Wednesday, 28 September 2011

Women to Vote in Saudi Arabia

Women can now vote in Saudi.

Or can they?

Glenn read the article online, in the Arab News, the paper we call 'The Green Truth'.

'RIYADH: Custodian of the Two Holy Mosques King Abdullah announced Sunday that Saudi women would be allowed to stand and vote in municipal elections and also become members of the Shoura Council.'

Hubby's reaction was mixed.
My reaction was....doubtful.

Not because this is bad news. It's great.  Saudi Women voting in municipal elections and Saudi Women on the Shoura Council.  Awesome.

It's just that Saudi is a dictatorship monarchical regime.
High level government positions are filled by royal appointment.

Municipal voting has only taken place in Saudi every 30 years, give or take.  Sure the King has said 2015 is the big year for Saudi women....but will he still be around then? Will his replacement - who by the way cannot be voted in by the general populace -  hold fast to this decree?  Will any moves have been made to ensure female voting is a reality by that time.

I gather the conservatives aren't that keen and they have this way of being....annoying.  You can bet they'll be playing power games over the next few years to make sure this vote doesn't go ahead.  And though the current head of Shoura is happy to support the Kings announcement, should women actually get on to the council I have this niggling feeling conservatives will ensure conditions are put in place to limit women's effectiveness. 

Maybe I'm being unnecessarily negative but if there's one thing I've learnt about Saudi Arabia it's that what Saudi says, Saudi either doesn't or is extremely, extremely slow to come through with in practice. (Just look at the driving issue!)

I do admit to being more interested, and hopeful, about women on the Shoura Council as from 2013 than voting because the council is more active (845 sessions held and 1174 declarations issued between 2005 - 2009) than the countries voting history (grand total of 3 elections).

What is the Shoura Council?

Shoura Council
The Shoura Council is a group of individuals (currently all men) who are appointed by, and who discuss issues and make recommendations to, the king.  They are an advisory council so their powers are limited.  Part of their role is to propose draft laws, though only the king can pass the law.  They can interpret laws and advise the King on any policies, international treaties and economic plans.  They also get to review the national budget.

I understand there are currently 150 men on the council who spread themselves around 12 committees.   Coming from a Runanga (word for tribal organisation) with 15 on their board who can never agree on anything, I'd be interested to know how 150 come to consensus decisions.

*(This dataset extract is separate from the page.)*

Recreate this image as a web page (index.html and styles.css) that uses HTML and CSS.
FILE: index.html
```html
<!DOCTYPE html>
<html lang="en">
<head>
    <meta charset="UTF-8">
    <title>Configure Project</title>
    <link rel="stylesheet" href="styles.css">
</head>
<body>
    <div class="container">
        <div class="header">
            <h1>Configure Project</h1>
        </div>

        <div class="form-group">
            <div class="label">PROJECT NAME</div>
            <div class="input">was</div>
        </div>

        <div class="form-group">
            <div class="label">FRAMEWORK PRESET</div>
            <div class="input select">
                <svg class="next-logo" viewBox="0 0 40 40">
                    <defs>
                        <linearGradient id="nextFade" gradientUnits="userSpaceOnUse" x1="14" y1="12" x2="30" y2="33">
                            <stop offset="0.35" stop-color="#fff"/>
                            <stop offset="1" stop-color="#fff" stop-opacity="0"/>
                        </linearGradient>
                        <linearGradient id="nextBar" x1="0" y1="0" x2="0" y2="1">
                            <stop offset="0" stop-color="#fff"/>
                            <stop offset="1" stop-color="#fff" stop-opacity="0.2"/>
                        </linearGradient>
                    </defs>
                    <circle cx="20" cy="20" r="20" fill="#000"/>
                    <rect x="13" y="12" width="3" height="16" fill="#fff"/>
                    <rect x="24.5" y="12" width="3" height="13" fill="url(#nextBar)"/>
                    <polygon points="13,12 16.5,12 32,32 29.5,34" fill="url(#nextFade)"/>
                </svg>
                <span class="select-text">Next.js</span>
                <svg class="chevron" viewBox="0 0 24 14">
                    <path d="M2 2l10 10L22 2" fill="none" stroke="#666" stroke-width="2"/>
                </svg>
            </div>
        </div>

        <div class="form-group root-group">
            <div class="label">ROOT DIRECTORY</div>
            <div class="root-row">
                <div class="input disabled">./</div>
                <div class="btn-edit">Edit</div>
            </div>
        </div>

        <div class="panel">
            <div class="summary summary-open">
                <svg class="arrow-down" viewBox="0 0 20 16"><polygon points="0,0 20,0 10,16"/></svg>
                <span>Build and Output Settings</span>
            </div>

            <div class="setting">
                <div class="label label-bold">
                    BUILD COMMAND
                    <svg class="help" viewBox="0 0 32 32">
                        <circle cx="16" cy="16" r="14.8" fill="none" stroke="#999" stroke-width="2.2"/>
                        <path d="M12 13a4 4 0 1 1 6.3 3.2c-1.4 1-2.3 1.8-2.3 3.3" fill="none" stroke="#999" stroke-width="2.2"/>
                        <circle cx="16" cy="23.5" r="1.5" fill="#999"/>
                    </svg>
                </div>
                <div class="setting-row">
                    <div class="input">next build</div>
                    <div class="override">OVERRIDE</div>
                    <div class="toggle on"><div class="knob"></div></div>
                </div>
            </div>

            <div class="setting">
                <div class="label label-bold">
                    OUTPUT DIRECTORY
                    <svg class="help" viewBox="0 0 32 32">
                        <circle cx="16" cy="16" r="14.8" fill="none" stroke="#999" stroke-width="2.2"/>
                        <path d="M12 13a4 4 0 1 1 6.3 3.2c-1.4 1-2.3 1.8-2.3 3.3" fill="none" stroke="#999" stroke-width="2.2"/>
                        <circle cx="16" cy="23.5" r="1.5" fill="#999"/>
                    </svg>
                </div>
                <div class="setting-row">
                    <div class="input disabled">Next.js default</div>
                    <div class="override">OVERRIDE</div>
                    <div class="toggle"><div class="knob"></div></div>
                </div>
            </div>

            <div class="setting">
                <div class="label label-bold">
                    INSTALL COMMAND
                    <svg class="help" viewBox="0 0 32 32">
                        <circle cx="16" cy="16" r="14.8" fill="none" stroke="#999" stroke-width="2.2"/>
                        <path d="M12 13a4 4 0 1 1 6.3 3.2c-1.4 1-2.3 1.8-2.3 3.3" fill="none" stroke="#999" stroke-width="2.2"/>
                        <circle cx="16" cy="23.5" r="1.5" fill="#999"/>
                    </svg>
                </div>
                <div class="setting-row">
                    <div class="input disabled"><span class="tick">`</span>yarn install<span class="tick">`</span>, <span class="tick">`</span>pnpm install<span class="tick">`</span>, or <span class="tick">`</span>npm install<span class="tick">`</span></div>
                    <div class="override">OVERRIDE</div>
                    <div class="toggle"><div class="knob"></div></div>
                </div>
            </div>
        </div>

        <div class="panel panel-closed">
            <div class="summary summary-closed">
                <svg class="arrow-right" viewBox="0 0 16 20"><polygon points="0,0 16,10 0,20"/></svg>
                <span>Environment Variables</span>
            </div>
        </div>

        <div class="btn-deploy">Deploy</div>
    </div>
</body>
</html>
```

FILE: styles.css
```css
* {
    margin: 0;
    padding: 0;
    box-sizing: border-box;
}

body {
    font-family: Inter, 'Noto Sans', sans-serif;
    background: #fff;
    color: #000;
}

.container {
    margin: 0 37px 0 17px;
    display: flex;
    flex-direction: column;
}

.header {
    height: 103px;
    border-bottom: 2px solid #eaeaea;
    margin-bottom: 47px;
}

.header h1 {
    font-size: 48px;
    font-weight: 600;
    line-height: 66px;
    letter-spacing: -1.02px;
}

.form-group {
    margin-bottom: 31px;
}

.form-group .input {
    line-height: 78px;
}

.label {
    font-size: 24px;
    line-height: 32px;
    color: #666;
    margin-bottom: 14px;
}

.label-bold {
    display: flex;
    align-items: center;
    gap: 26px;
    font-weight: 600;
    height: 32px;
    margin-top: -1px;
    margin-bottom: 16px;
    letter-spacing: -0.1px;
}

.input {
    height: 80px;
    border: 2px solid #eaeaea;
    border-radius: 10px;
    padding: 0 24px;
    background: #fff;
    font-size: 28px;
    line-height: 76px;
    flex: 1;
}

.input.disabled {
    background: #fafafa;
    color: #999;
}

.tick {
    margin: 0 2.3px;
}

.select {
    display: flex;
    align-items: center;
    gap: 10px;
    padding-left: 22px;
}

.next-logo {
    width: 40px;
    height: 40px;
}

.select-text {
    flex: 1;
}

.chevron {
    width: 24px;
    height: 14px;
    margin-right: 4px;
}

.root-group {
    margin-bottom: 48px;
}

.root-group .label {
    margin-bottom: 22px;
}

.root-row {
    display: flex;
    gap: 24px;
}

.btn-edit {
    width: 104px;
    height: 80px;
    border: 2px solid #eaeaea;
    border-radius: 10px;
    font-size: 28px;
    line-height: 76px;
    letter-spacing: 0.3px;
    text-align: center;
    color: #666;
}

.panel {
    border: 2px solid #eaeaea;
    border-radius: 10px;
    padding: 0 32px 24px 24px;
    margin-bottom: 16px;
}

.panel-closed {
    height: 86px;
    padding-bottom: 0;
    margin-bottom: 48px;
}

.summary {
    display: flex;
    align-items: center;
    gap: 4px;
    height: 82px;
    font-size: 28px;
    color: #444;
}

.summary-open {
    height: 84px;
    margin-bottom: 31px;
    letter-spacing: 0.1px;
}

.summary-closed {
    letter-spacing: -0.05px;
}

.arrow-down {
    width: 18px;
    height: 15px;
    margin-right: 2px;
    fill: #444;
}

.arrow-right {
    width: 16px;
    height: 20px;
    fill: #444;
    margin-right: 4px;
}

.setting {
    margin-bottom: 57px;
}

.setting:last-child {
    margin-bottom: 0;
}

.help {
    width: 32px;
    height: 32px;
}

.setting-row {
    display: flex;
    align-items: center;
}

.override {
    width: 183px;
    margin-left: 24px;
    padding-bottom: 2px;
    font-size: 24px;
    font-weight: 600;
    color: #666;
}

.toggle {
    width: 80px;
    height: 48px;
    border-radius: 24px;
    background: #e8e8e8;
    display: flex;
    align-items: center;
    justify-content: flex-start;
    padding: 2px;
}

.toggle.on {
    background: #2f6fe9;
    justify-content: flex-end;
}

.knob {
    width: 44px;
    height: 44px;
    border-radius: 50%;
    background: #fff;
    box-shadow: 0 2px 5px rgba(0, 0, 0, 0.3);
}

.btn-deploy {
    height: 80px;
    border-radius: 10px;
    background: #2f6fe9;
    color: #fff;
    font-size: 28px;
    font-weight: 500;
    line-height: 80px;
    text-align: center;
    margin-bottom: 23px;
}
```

How many women will make it onto the council is currently unknown.   Will it be 50/50?  Will they only be able to participate in meetings via closed circuit television because gender mixing is a no-no like the current, and only, female government Deputy Minister for Education, leaving the boys to their own private party?  Time will tell.

The Kings speech talked about refusing to "marginalize women in society in all roles that comply with Shariah".

I'm guessing he's referring to the future because Saudi's present is full of women being marginalized in roles that, as far as I can tell, though of course I'm no expert, comply with Shariah, the code of law derived from the Quran and the teachings and example of Mohammed.

The future should be bright for Saudi women who can look forward to engaging in public debates, as women did in the early days of Islam, and getting involved in decision-making processes something I hear women also did back then.  Recognition of the contribution that women made to politics in the past and that is noted in the relevant Islamic literature, means this proclamation is long overdue. 

Saudi women could even lead the military because apparently Aisha, one of the wives of the Prophet Muhammad, commanded an army of men while riding on the then accepted mode of transport - a camel.  

Comparing that piece of history to this article about a women sentenced to lashes for driving a car (todays accepted mode of transport)  just days after the King has made his historic announcement, it's rather sad, and obvious, how far women's status in Saudi has fallen over the centuries.

Turning women's right to vote and becoming members of an important council in Saudi Arabia from words to reality may, like many things in Saudi, go so slowly it's in danger of going backwards - let's hope not.

Ka Kite,

1 comment:

  1. I think the powers that be are probably giving lip service to the new 'women can vote' decree... but as you say... time will tell if it happens.